2 John Stott, La foi évangélique, Éditions L.L.B., 2000.

Les grands clivages du protestantisme

Comme le signale John Stott, on range parfois les protestants sous des étiquettes grossières. Deux grandes catégories sont néanmoins repérables. Il y a d'une part, le protestantisme historique, composé des luthériens et des réformés (les luthéro-réformés). A cette famille historique, on ajoute parfois les anglicans. D'autre part, vient s'ajouter le protestantisme dit évangélique (les évangéliques). Il ne faut pas confondre avec les évangélistes, qui sont les auteurs des évangiles, ni avec les personnes qui évangélisent de façon très singulière (par exemple les télévangélistes aux États-Unis, en sont une caricature).

Dans cette famille évangélique, on trouve les baptistes, les méthodistes, les mennonites, les pentecôtistes, les libristes, les frères, et autres mouvements indépendants... (Voir II.1.)

Ce découpage est imparfait, réducteur, voire caricatural, car tous ces croyants sont issus de la Réforme et tous cherchent à rester fidèles à l'Évangile. Tous se disent chrétiens et cherchent parfois à minimiser leurs différences.
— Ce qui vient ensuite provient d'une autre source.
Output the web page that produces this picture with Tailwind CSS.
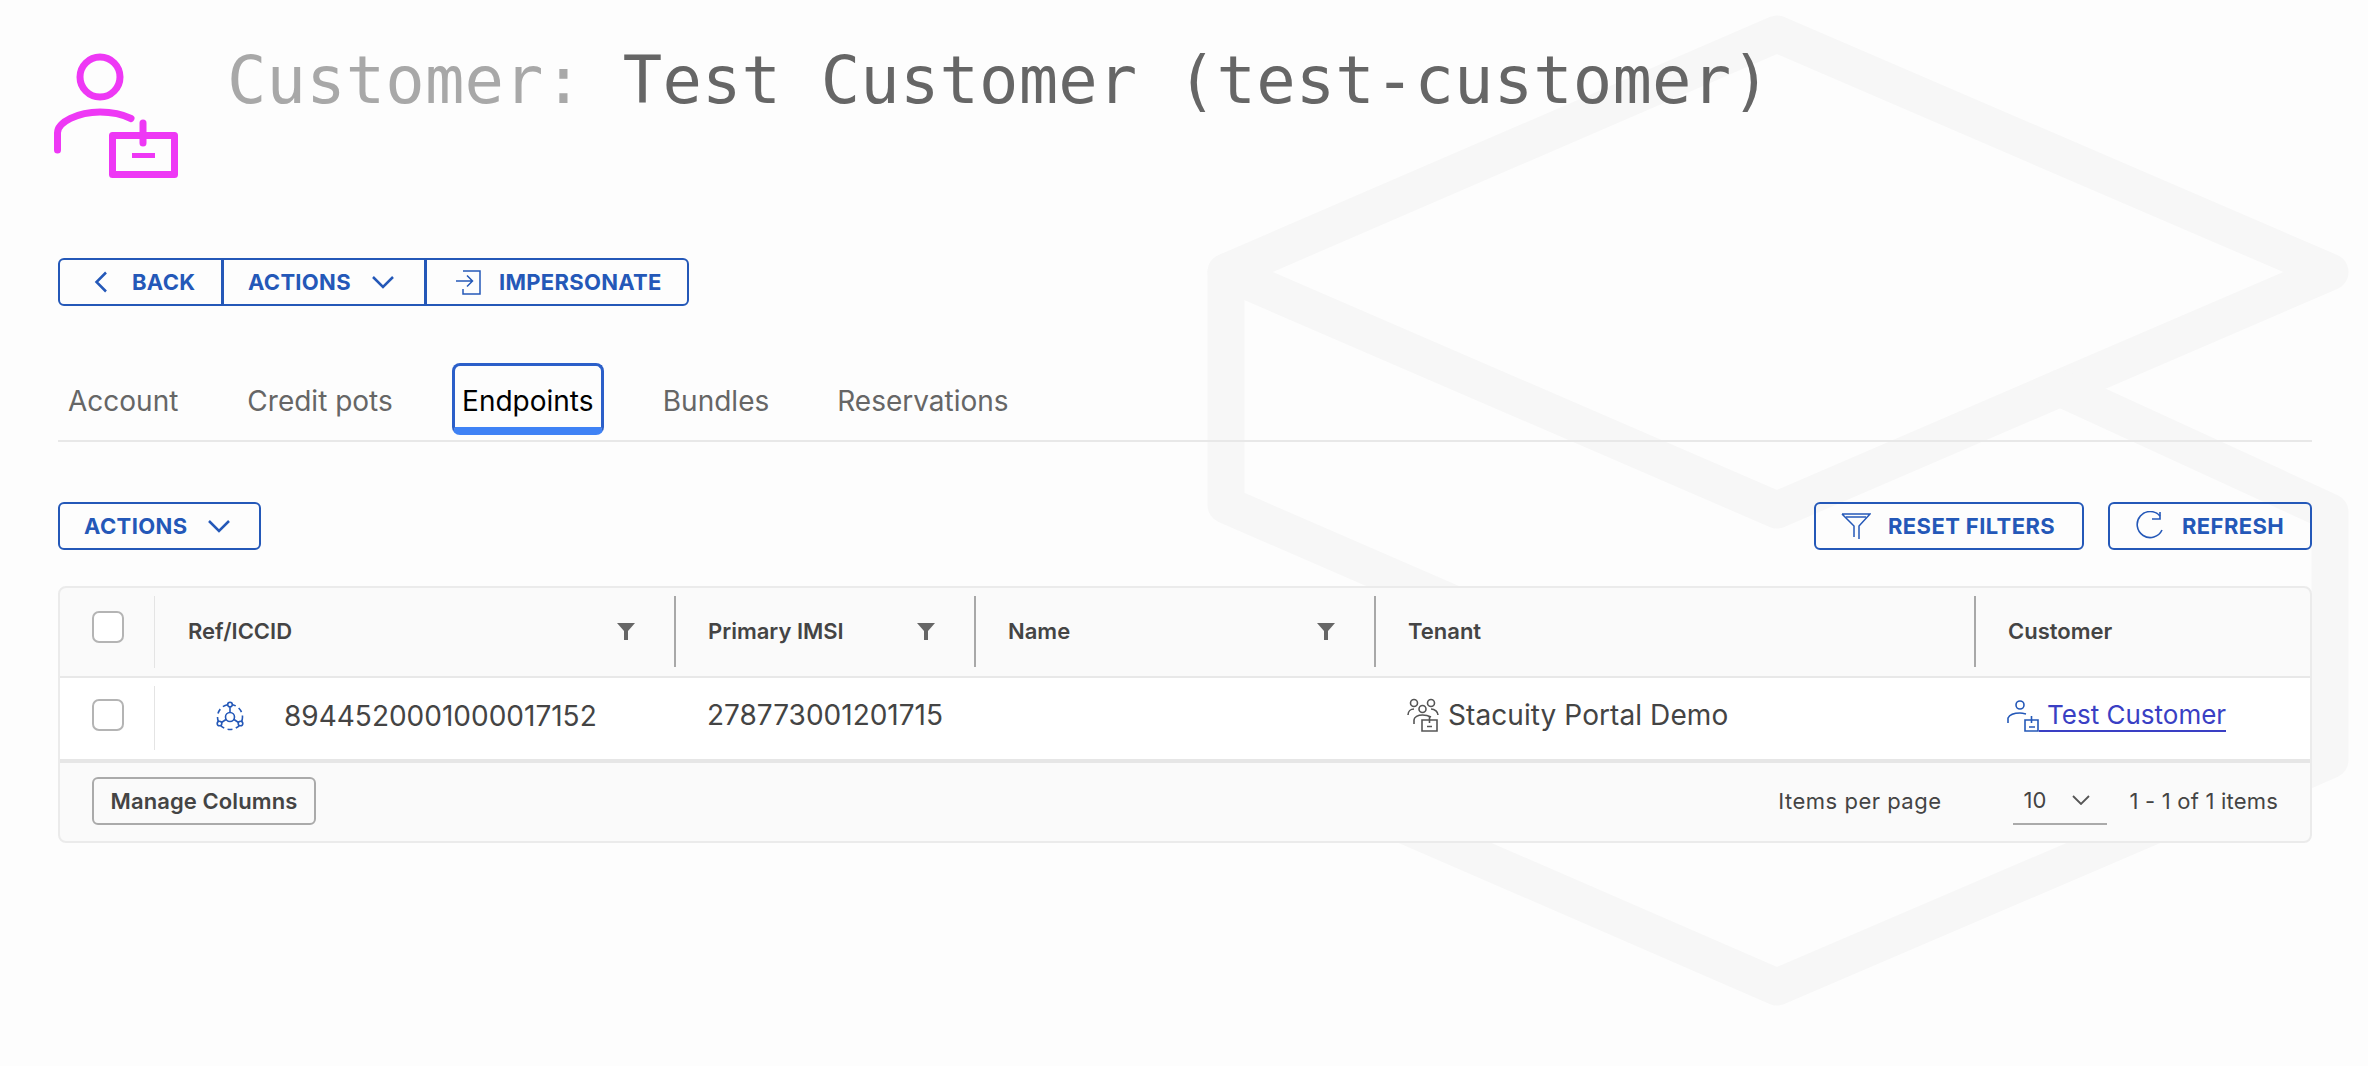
<!DOCTYPE html>
<html lang="en">
<head>
    <meta charset="UTF-8">
    <title>Customer: Test Customer</title>
    <script src="https://cdn.jsdelivr.net/npm/@tailwindcss/browser@4"></script>
</head>
<body class="relative w-[2368px] h-[1066px] overflow-hidden bg-[#fdfdfd] text-[#444] font-['Inter','Liberation_Sans',sans-serif]">

    <!-- Watermark logo behind the page -->
    <svg class="absolute left-0 top-0" width="2368" height="1066" viewBox="0 0 2368 1066" fill="none" stroke="#f7f7f7" stroke-width="37" stroke-linejoin="round" stroke-linecap="round">
        <path d="M1777 34 L2330 272 L1777 510 L1226 272 Z"/>
        <path d="M1226 272 V505 L1500 624"/>
        <path d="M2060 388 L2330 512 V760 L2250 795"/>
        <path d="M1330 793 L1777 987 L2230 793"/>
    </svg>

    <div class="relative">
        <!-- Title -->
        <header class="flex h-[200px] pl-[30px] pt-[30px]">
            <svg width="170" height="170" viewBox="0 0 170 170" fill="none" stroke="#ee38f5" stroke-width="7" stroke-linecap="round" class="shrink-0">
                <circle cx="70" cy="47" r="20"/>
                <path d="M27.500 120 V103 C27.500 92 48 82 70 82 C81 82 92 84 101 88.500"/>
                <path d="M82.500 105.500 H144.500 V144.500 H82.500 Z" stroke-linejoin="round"/>
                <path d="M113 93 V113"/>
                <path d="M102 125.500 H125" stroke-linecap="butt" stroke-width="5"/>
            </svg>
            <h1 class="ml-[27px] mt-[15px] h-[70px] font-['DejaVu_Sans_Mono',monospace] text-[65.500px] leading-[70px] tracking-[0.15px] whitespace-nowrap text-[#666]"><span class="text-[#a8a8a8]">Customer:</span> Test Customer (test-customer)</h1>
        </header>

        <main class="pl-[58px] pr-[56px]">
            <!-- Button group -->
            <div class="mt-[58px] flex h-[48px] w-[631px] rounded-[6px] border-2 border-[#2458b8] text-[22px] font-bold tracking-[0.3px] text-[#2458b8]">
                <button class="flex w-[161px] items-center pl-[33px]">
                    <svg width="16" height="22" viewBox="0 0 16 22" fill="none" stroke="currentColor" stroke-width="2.5"><path d="M13 1.5 L3.5 11 L13 20.5"/></svg>
                    <span class="ml-[23px]">BACK</span>
                </button>
                <button class="flex w-[203px] items-center border-l-3 border-[#2458b8] pl-[24px]">
                    <span>ACTIONS</span>
                    <svg class="ml-[20px]" width="24" height="14" viewBox="0 0 24 14" fill="none" stroke="currentColor" stroke-width="2.5"><path d="M2 2 L12 12 L22 2"/></svg>
                </button>
                <button class="flex flex-1 items-center border-l-3 border-[#2458b8] pl-[28px]">
                    <svg width="26" height="26" viewBox="0 0 26 26" fill="none" stroke="currentColor" stroke-width="1.5"><path d="M8 2 H25 V25 H8 V20"/><path d="M1 12 H17 M12 6.5 L17.5 12 L12 17.5"/></svg>
                    <span class="ml-[18px]">IMPERSONATE</span>
                </button>
            </div>

            <!-- Tabs -->
            <nav class="mt-[57px] flex h-[79px] items-start border-b-2 border-[#e8e8e8] text-[28px] text-[#666]">
                <a class="ml-[10px] mt-[17px]">Account</a>
                <a class="ml-[69px] mt-[17px]">Credit pots</a>
                <a class="ml-[59px] flex h-[72px] w-[152px] items-start justify-center rounded-[8px] border-3 border-b-[8px] border-[#2b5fc9] border-b-[#3f82f5] pt-[14px] text-black">Endpoints</a>
                <a class="ml-[59px] mt-[17px]">Bundles</a>
                <a class="ml-[68px] mt-[17px]">Reservations</a>
            </nav>

            <!-- Toolbar -->
            <div class="mt-[60px] flex h-[48px] justify-between text-[22px] font-bold tracking-[0.4px] text-[#2458b8]">
                <button class="flex w-[203px] items-center rounded-[6px] border-2 border-[#2458b8] pl-[24px]">
                    <span>ACTIONS</span>
                    <svg class="ml-[19px]" width="24" height="14" viewBox="0 0 24 14" fill="none" stroke="currentColor" stroke-width="2.5"><path d="M2 2 L12 12 L22 2"/></svg>
                </button>
                <div class="flex gap-[24px]">
                    <button class="flex w-[270px] items-center rounded-[6px] border-2 border-[#2458b8] pl-[25px]">
                        <svg width="30" height="28" viewBox="0 0 30 28" fill="none" stroke="currentColor" stroke-width="1.5"><path d="M1 2 H29 L18 14 V27 M1 2 L13 14 V25"/><path d="M5 5 H25"/></svg>
                        <span class="ml-[17px]">RESET FILTERS</span>
                    </button>
                    <button class="flex w-[204px] items-center rounded-[6px] border-2 border-[#2458b8] pl-[25px]">
                        <svg width="30" height="30" viewBox="0 0 30 30" fill="none" stroke="currentColor" stroke-width="1.6"><path d="M25 5 A13 13 0 1 0 27 19"/><path d="M25 1 V8 H17"/></svg>
                        <span class="ml-[17px]">REFRESH</span>
                    </button>
                </div>
            </div>

            <!-- Table -->
            <section class="mt-[36px] h-[257px] overflow-hidden rounded-[8px] border-2 border-[#ebebeb] bg-[#fafafa]">
                <div class="grid h-[90px] grid-cols-[95px_519px_300px_400px_600px_1fr] border-b-2 border-[#e8e8e8] text-[22px] font-semibold">
                    <div class="mt-[8px] flex h-[72px] items-start border-r border-[#e4e4e4] pl-[32px] pt-[15px]">
                        <span class="block h-[32px] w-[32px] rounded-[7px] border-2 border-[#b4b4b4] bg-white"></span>
                    </div>
                    <div class="mt-[8px] flex h-[71px] items-center justify-between pl-[33px] pr-[39px]">
                        <span>Ref/ICCID</span>
                        <svg width="18" height="17" viewBox="0 0 18 17" fill="#666"><path d="M0 0 H18 L11 8 V17 H7 V8 Z"/></svg>
                    </div>
                    <div class="mt-[8px] flex h-[71px] items-center justify-between border-l-2 border-[#a8a8a8] pl-[32px] pr-[39px]">
                        <span>Primary IMSI</span>
                        <svg width="18" height="17" viewBox="0 0 18 17" fill="#666"><path d="M0 0 H18 L11 8 V17 H7 V8 Z"/></svg>
                    </div>
                    <div class="mt-[8px] flex h-[71px] items-center justify-between border-l-2 border-[#a8a8a8] pl-[32px] pr-[39px]">
                        <span>Name</span>
                        <svg width="18" height="17" viewBox="0 0 18 17" fill="#666"><path d="M0 0 H18 L11 8 V17 H7 V8 Z"/></svg>
                    </div>
                    <div class="mt-[8px] flex h-[71px] items-center border-l-2 border-[#a8a8a8] pl-[32px]">Tenant</div>
                    <div class="mt-[8px] flex h-[71px] items-center border-l-2 border-[#a8a8a8] pl-[32px]">Customer</div>
                </div>

                <div class="grid h-[85px] grid-cols-[95px_519px_300px_400px_600px_1fr] border-b-4 border-[#e6e6e6] bg-white text-[28px]">
                    <div class="mt-[8px] flex h-[64px] items-start border-r border-[#e4e4e4] pl-[32px] pt-[13px]">
                        <span class="block h-[32px] w-[32px] rounded-[7px] border-2 border-[#b4b4b4] bg-white"></span>
                    </div>
                    <div class="flex h-[76px] items-center pl-[61px]">
                        <svg width="28" height="30" viewBox="0 0 28 30" fill="none" stroke="#2458b8" stroke-width="1.6">
                            <circle cx="14" cy="16" r="12.500" stroke-dasharray="5 3.500"/>
                            <circle cx="14" cy="16" r="4.500"/>
                            <circle cx="14" cy="3.500" r="2.300" fill="#fff"/><circle cx="3.500" cy="22.500" r="2.300" fill="#fff"/><circle cx="24.500" cy="22.500" r="2.300" fill="#fff"/>
                            <path d="M14 6 V11.500 M5.500 21.500 L10 18.500 M22.500 21.500 L18 18.500"/>
                        </svg>
                        <span class="ml-[40px]">8944520001000017152</span>
                    </div>
                    <div class="flex h-[73px] items-center pl-[33px]">278773001201715</div>
                    <div></div>
                    <div class="flex h-[73px] items-center pl-[33px]">
                        <svg width="32" height="34" viewBox="0 0 32 34" fill="none" stroke="#555" stroke-width="1.6">
                            <circle cx="7" cy="5" r="3.500"/><circle cx="24" cy="5" r="3.500"/><circle cx="15.500" cy="11" r="3.500"/>
                            <path d="M1 17 C1 13 4 11 7 11 M24 11 C28 11 31 14 31 17 M7 26 V22 C7 19 11 17 15.500 17 C19 17 22 18 24 19"/>
                            <path d="M15 22 H30 V33 H15 Z M22.500 18 V25 M20 28.500 H25"/>
                        </svg>
                        <span class="ml-[9px] tracking-[0.08px]">Stacuity Portal Demo</span>
                    </div>
                    <a class="flex h-[60px] items-start pl-[33px] pt-[22px] text-[26px] text-[#3a3fc4]">
                        <svg class="shrink-0" width="32" height="32" viewBox="0 0 32 32" fill="none" stroke="#2458b8" stroke-width="1.6">
                            <circle cx="13" cy="5" r="4"/><path d="M1 23 V18 C3 14 8 13 13 13 C15 13 17 13.500 19 14"/><path d="M18 20 H31 V31 H18 Z M24.500 16 V23 M22 27 H28"/>
                        </svg>
                        <span class="h-[32px] border-b-2 border-[#3a3fc4] pl-[8px] leading-[30px]">Test Customer</span>
                    </a>
                </div>

                <div class="flex h-[76px] items-center pl-[32px] pr-[32px] text-[22px]">
                    <button class="h-[48px] w-[224px] rounded-[6px] border-2 border-[#aaa] font-semibold tracking-[0.1px] text-[#444]">Manage Columns</button>
                    <span class="ml-auto tracking-[0.5px]">Items per page</span>
                    <div class="ml-[71px] flex h-[48px] w-[94px] items-center border-b-2 border-[#aaa] pl-[11px]">
                        <span>10</span>
                        <svg class="ml-[26px]" width="18" height="10" viewBox="0 0 18 10" fill="none" stroke="#555" stroke-width="1.8"><path d="M1 1 L9 9 L17 1"/></svg>
                    </div>
                    <span class="ml-[23px] tracking-[0.2px]">1 - 1 of 1 items</span>
                </div>
            </section>
        </main>
    </div>
</body>
</html>
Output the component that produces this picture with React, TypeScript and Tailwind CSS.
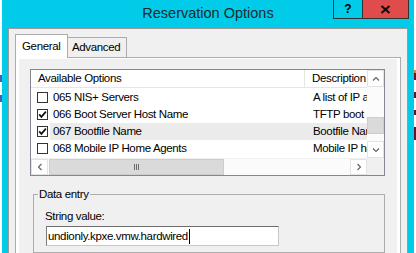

De plus, dans chaque famille, les courants peuvent être divers : orthodoxe, évangélique, bibliste, libéral, exalté, etc. Ces courants deviennent parfois des dénominations.

Cependant, certains d'entre eux s'éloignent fortement de l'origine et même de la Bible. Bon nombre de sectes viennent de déviances protestantes : les témoins de Jéhovah, les mormons, la scientologie pour ne parler que des plus connues. La liberté est un concept généreux, mais plein de risques !

Dans cet ouvrage, nous ne pourrons envisager chaque particularisme et, généralement, nous n'aborderons que les deux grands courants du protestantisme français : la famille luthéro-réformée et la famille évangélique, cette dernière devant être plus souvent expliquée du fait de son morcellement. C'est aussi la branche du protestantisme la plus dynamique de nos jours, en France et dans le monde.